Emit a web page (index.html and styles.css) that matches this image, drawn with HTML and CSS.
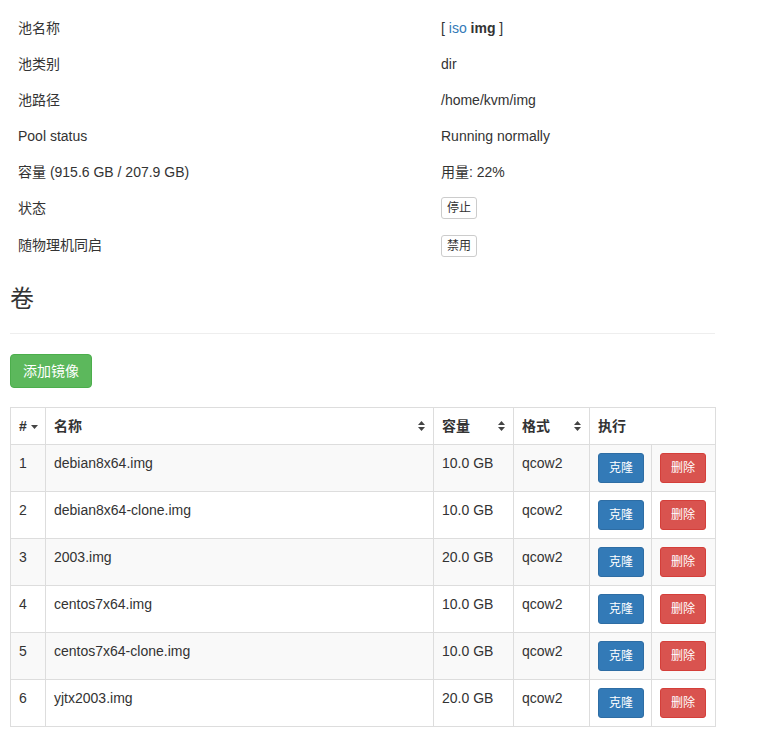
FILE: index.html
```html
<!DOCTYPE html>
<html lang="zh-CN">
  <head>
    <meta charset="UTF-8" />
    <meta name="viewport" content="width=device-width, initial-scale=1.0" />
    <title>存储池</title>
    <link rel="stylesheet" href="styles.css">
  </head>
  <body>
    <div class="container">
      <table class="info-table">
        <colgroup>
          <col class="info-label" />
          <col />
        </colgroup>
        <tr>
          <td>池名称</td>
          <td>[ <a href="#">iso</a> <strong>img</strong> ]</td>
        </tr>
        <tr>
          <td>池类别</td>
          <td>dir</td>
        </tr>
        <tr>
          <td>池路径</td>
          <td>/home/kvm/img</td>
        </tr>
        <tr>
          <td>Pool status</td>
          <td>Running normally</td>
        </tr>
        <tr>
          <td>容量 (915.6 GB / 207.9 GB)</td>
          <td>用量: 22%</td>
        </tr>
        <tr class="btn-row">
          <td>状态</td>
          <td><button class="btn btn-default btn-xs">停止</button></td>
        </tr>
        <tr class="btn-row">
          <td>随物理机同启</td>
          <td><button class="btn btn-default btn-xs">禁用</button></td>
        </tr>
      </table>

      <h3 class="page-header">卷</h3>

      <button class="btn btn-success">添加镜像</button>

      <table class="volumes">
        <colgroup>
          <col class="col-id" />
          <col class="col-name" />
          <col class="col-size" />
          <col class="col-format" />
          <col class="col-clone" />
          <col class="col-delete" />
        </colgroup>
        <thead>
          <tr>
            <th class="sorted">#<svg class="caret" width="7" height="4" viewBox="0 0 7 4"><path d="M0 0h7L3.5 4z" /></svg></th>
            <th>名称<svg class="sort" width="7" height="10" viewBox="0 0 7 10"><path d="M3.5 0L7 4H0z M0 6h7L3.5 10z" /></svg></th>
            <th>容量<svg class="sort" width="7" height="10" viewBox="0 0 7 10"><path d="M3.5 0L7 4H0z M0 6h7L3.5 10z" /></svg></th>
            <th>格式<svg class="sort" width="7" height="10" viewBox="0 0 7 10"><path d="M3.5 0L7 4H0z M0 6h7L3.5 10z" /></svg></th>
            <th colspan="2">执行</th>
          </tr>
        </thead>
        <tbody>
          <tr>
            <td>1</td>
            <td>debian8x64.img</td>
            <td>10.0 GB</td>
            <td>qcow2</td>
            <td><button class="btn btn-primary btn-sm">克隆</button></td>
            <td><button class="btn btn-danger btn-sm">删除</button></td>
          </tr>
          <tr>
            <td>2</td>
            <td>debian8x64-clone.img</td>
            <td>10.0 GB</td>
            <td>qcow2</td>
            <td><button class="btn btn-primary btn-sm">克隆</button></td>
            <td><button class="btn btn-danger btn-sm">删除</button></td>
          </tr>
          <tr>
            <td>3</td>
            <td>2003.img</td>
            <td>20.0 GB</td>
            <td>qcow2</td>
            <td><button class="btn btn-primary btn-sm">克隆</button></td>
            <td><button class="btn btn-danger btn-sm">删除</button></td>
          </tr>
          <tr>
            <td>4</td>
            <td>centos7x64.img</td>
            <td>10.0 GB</td>
            <td>qcow2</td>
            <td><button class="btn btn-primary btn-sm">克隆</button></td>
            <td><button class="btn btn-danger btn-sm">删除</button></td>
          </tr>
          <tr>
            <td>5</td>
            <td>centos7x64-clone.img</td>
            <td>10.0 GB</td>
            <td>qcow2</td>
            <td><button class="btn btn-primary btn-sm">克隆</button></td>
            <td><button class="btn btn-danger btn-sm">删除</button></td>
          </tr>
          <tr>
            <td>6</td>
            <td>yjtx2003.img</td>
            <td>20.0 GB</td>
            <td>qcow2</td>
            <td><button class="btn btn-primary btn-sm">克隆</button></td>
            <td><button class="btn btn-danger btn-sm">删除</button></td>
          </tr>
        </tbody>
      </table>
    </div>
  </body>
</html>
```

FILE: styles.css
```css
body {
  margin: 0;
  font-family: "Liberation Sans", "Noto Sans CJK SC", Arial, sans-serif;
  font-size: 14px;
  line-height: 20px;
  color: #333;
  background: #fff;
}
.container {
  width: 705px;
  padding: 10px;
}
a {
  color: #337ab7;
  text-decoration: none;
}
table {
  border-collapse: collapse;
  border-spacing: 0;
  width: 100%;
  table-layout: fixed;
}
.info-table {
  margin-bottom: 21px;
}
.info-label {
  width: 423px;
}
.info-table td {
  padding: 8px;
  vertical-align: middle;
}
.info-table .btn-row td {
  padding: 7px 8px 8px;
}
.page-header {
  margin: 0 0 20px;
  padding-bottom: 21px;
  font-size: 24px;
  font-weight: 400;
  line-height: 26px;
  border-bottom: 1px solid #eee;
}
.btn {
  display: inline-block;
  font-family: inherit;
  font-size: 14px;
  line-height: 20px;
  padding: 6px 12px;
  border: 1px solid transparent;
  border-radius: 4px;
  cursor: pointer;
  vertical-align: middle;
}
.btn-xs {
  font-size: 12px;
  line-height: 18px;
  padding: 1px 5px;
  border-radius: 3px;
}
.btn-sm {
  font-size: 12px;
  line-height: 18px;
  padding: 5px 10px;
  border-radius: 3px;
}
.btn-default {
  background: #fff;
  color: #333;
  border-color: #ccc;
}
.btn-success {
  background: #5cb85c;
  color: #fff;
  border-color: #4cae4c;
}
.btn-primary {
  background: #337ab7;
  color: #fff;
  border-color: #2e6da4;
}
.btn-danger {
  background: #d9534f;
  color: #fff;
  border-color: #d43f3a;
}
.volumes {
  margin-top: 19px;
  border: 1px solid #ddd;
}
.col-id {
  width: 35px;
}
.col-name {
  width: 388px;
}
.col-size {
  width: 80px;
}
.col-format {
  width: 76px;
}
.col-clone {
  width: 62px;
}
.col-delete {
  width: 64px;
}
.volumes th,
.volumes td {
  padding: 8px;
  border: 1px solid #ddd;
  text-align: left;
  vertical-align: top;
  white-space: nowrap;
}
.volumes th {
  font-weight: 700;
}
.volumes tbody tr:nth-child(odd) {
  background: #f9f9f9;
}
.sort {
  float: right;
  margin-top: 5px;
  fill: #444;
}
.caret {
  margin-left: 4px;
  vertical-align: middle;
  fill: #444;
}
```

§ Task to complete:
Write out the whole listing again, exactly, with no pictures.

§ Final answer:
Emit a web page (index.html and styles.css) that matches this image, drawn with HTML and CSS.
FILE: index.html
```html
<!DOCTYPE html>
<html lang="zh-CN">
  <head>
    <meta charset="UTF-8" />
    <meta name="viewport" content="width=device-width, initial-scale=1.0" />
    <title>存储池</title>
    <link rel="stylesheet" href="styles.css">
  </head>
  <body>
    <div class="container">
      <table class="info-table">
        <colgroup>
          <col class="info-label" />
          <col />
        </colgroup>
        <tr>
          <td>池名称</td>
          <td>[ <a href="#">iso</a> <strong>img</strong> ]</td>
        </tr>
        <tr>
          <td>池类别</td>
          <td>dir</td>
        </tr>
        <tr>
          <td>池路径</td>
          <td>/home/kvm/img</td>
        </tr>
        <tr>
          <td>Pool status</td>
          <td>Running normally</td>
        </tr>
        <tr>
          <td>容量 (915.6 GB / 207.9 GB)</td>
          <td>用量: 22%</td>
        </tr>
        <tr class="btn-row">
          <td>状态</td>
          <td><button class="btn btn-default btn-xs">停止</button></td>
        </tr>
        <tr class="btn-row">
          <td>随物理机同启</td>
          <td><button class="btn btn-default btn-xs">禁用</button></td>
        </tr>
      </table>

      <h3 class="page-header">卷</h3>

      <button class="btn btn-success">添加镜像</button>

      <table class="volumes">
        <colgroup>
          <col class="col-id" />
          <col class="col-name" />
          <col class="col-size" />
          <col class="col-format" />
          <col class="col-clone" />
          <col class="col-delete" />
        </colgroup>
        <thead>
          <tr>
            <th class="sorted">#<svg class="caret" width="7" height="4" viewBox="0 0 7 4"><path d="M0 0h7L3.5 4z" /></svg></th>
            <th>名称<svg class="sort" width="7" height="10" viewBox="0 0 7 10"><path d="M3.5 0L7 4H0z M0 6h7L3.5 10z" /></svg></th>
            <th>容量<svg class="sort" width="7" height="10" viewBox="0 0 7 10"><path d="M3.5 0L7 4H0z M0 6h7L3.5 10z" /></svg></th>
            <th>格式<svg class="sort" width="7" height="10" viewBox="0 0 7 10"><path d="M3.5 0L7 4H0z M0 6h7L3.5 10z" /></svg></th>
            <th colspan="2">执行</th>
          </tr>
        </thead>
        <tbody>
          <tr>
            <td>1</td>
            <td>debian8x64.img</td>
            <td>10.0 GB</td>
            <td>qcow2</td>
            <td><button class="btn btn-primary btn-sm">克隆</button></td>
            <td><button class="btn btn-danger btn-sm">删除</button></td>
          </tr>
          <tr>
            <td>2</td>
            <td>debian8x64-clone.img</td>
            <td>10.0 GB</td>
            <td>qcow2</td>
            <td><button class="btn btn-primary btn-sm">克隆</button></td>
            <td><button class="btn btn-danger btn-sm">删除</button></td>
          </tr>
          <tr>
            <td>3</td>
            <td>2003.img</td>
            <td>20.0 GB</td>
            <td>qcow2</td>
            <td><button class="btn btn-primary btn-sm">克隆</button></td>
            <td><button class="btn btn-danger btn-sm">删除</button></td>
          </tr>
          <tr>
            <td>4</td>
            <td>centos7x64.img</td>
            <td>10.0 GB</td>
            <td>qcow2</td>
            <td><button class="btn btn-primary btn-sm">克隆</button></td>
            <td><button class="btn btn-danger btn-sm">删除</button></td>
          </tr>
          <tr>
            <td>5</td>
            <td>centos7x64-clone.img</td>
            <td>10.0 GB</td>
            <td>qcow2</td>
            <td><button class="btn btn-primary btn-sm">克隆</button></td>
            <td><button class="btn btn-danger btn-sm">删除</button></td>
          </tr>
          <tr>
            <td>6</td>
            <td>yjtx2003.img</td>
            <td>20.0 GB</td>
            <td>qcow2</td>
            <td><button class="btn btn-primary btn-sm">克隆</button></td>
            <td><button class="btn btn-danger btn-sm">删除</button></td>
          </tr>
        </tbody>
      </table>
    </div>
  </body>
</html>
```

FILE: styles.css
```css
body {
  margin: 0;
  font-family: "Liberation Sans", "Noto Sans CJK SC", Arial, sans-serif;
  font-size: 14px;
  line-height: 20px;
  color: #333;
  background: #fff;
}
.container {
  width: 705px;
  padding: 10px;
}
a {
  color: #337ab7;
  text-decoration: none;
}
table {
  border-collapse: collapse;
  border-spacing: 0;
  width: 100%;
  table-layout: fixed;
}
.info-table {
  margin-bottom: 21px;
}
.info-label {
  width: 423px;
}
.info-table td {
  padding: 8px;
  vertical-align: middle;
}
.info-table .btn-row td {
  padding: 7px 8px 8px;
}
.page-header {
  margin: 0 0 20px;
  padding-bottom: 21px;
  font-size: 24px;
  font-weight: 400;
  line-height: 26px;
  border-bottom: 1px solid #eee;
}
.btn {
  display: inline-block;
  font-family: inherit;
  font-size: 14px;
  line-height: 20px;
  padding: 6px 12px;
  border: 1px solid transparent;
  border-radius: 4px;
  cursor: pointer;
  vertical-align: middle;
}
.btn-xs {
  font-size: 12px;
  line-height: 18px;
  padding: 1px 5px;
  border-radius: 3px;
}
.btn-sm {
  font-size: 12px;
  line-height: 18px;
  padding: 5px 10px;
  border-radius: 3px;
}
.btn-default {
  background: #fff;
  color: #333;
  border-color: #ccc;
}
.btn-success {
  background: #5cb85c;
  color: #fff;
  border-color: #4cae4c;
}
.btn-primary {
  background: #337ab7;
  color: #fff;
  border-color: #2e6da4;
}
.btn-danger {
  background: #d9534f;
  color: #fff;
  border-color: #d43f3a;
}
.volumes {
  margin-top: 19px;
  border: 1px solid #ddd;
}
.col-id {
  width: 35px;
}
.col-name {
  width: 388px;
}
.col-size {
  width: 80px;
}
.col-format {
  width: 76px;
}
.col-clone {
  width: 62px;
}
.col-delete {
  width: 64px;
}
.volumes th,
.volumes td {
  padding: 8px;
  border: 1px solid #ddd;
  text-align: left;
  vertical-align: top;
  white-space: nowrap;
}
.volumes th {
  font-weight: 700;
}
.volumes tbody tr:nth-child(odd) {
  background: #f9f9f9;
}
.sort {
  float: right;
  margin-top: 5px;
  fill: #444;
}
.caret {
  margin-left: 4px;
  vertical-align: middle;
  fill: #444;
}
```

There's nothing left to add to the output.